Get specific page number based on keyword from PDF files

Hi,
I want to create a robot that can detect a certain keyword in PDF file and get the page number where the keyword is detected/found. The keyword position is not fixed on one page for every PDF file, different file going to be the indifferent page for the keyword. Is it possible to do it? Can anyone please help me with this matter?

@Aoyama Can you send a sample PDF ?

Hi @shibani,
Thank you for your response. Below is the sample PDF file as per requested.

REPORT INTRA AIBOTS SDN BHD (AutoRecovered).pdf (1.7 MB)
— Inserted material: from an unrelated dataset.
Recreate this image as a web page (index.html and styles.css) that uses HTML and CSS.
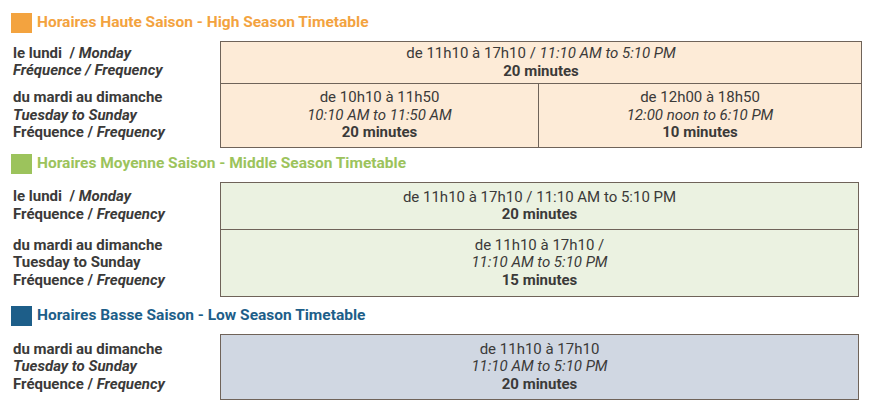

For example, in this file, I want to search for keyword “chapter 1” and then get the page number where that keyword is detected or found. If possible, I do not want the robot to open the PDF file to search that keyword. Can you help me on this?

Hi @Aoyama,
what will be your expected location of the keyword ? i mean you want a page number, or want the exact line position?

Hi,
I want the page number where the keyword located

1 Like

Hi @Aoyama,
First you need to find the number of pages in the pdf.
You can find many activities which provides pdf page count , you just need to pass the file path only. Using any of them, get the page count.

Declare int index = 1

While index<page count
Use read PDF activity and pass range as index, now you will get a text variable containing all text from the page - txtFromPDF
Check the presence of the keyword using contains method.
ie, like if txtFromPDF.contains(“keyword”)

If true, then your keyword is found at the page number index

1 Like

Hi @shankm,
Thank you for your instruction. I will try it and will get back to you.

1 Like

Hi, in my case my pdf contains more than 200 pages. I cant extract entire pages because it takes more time. can anyone help to solve this situation?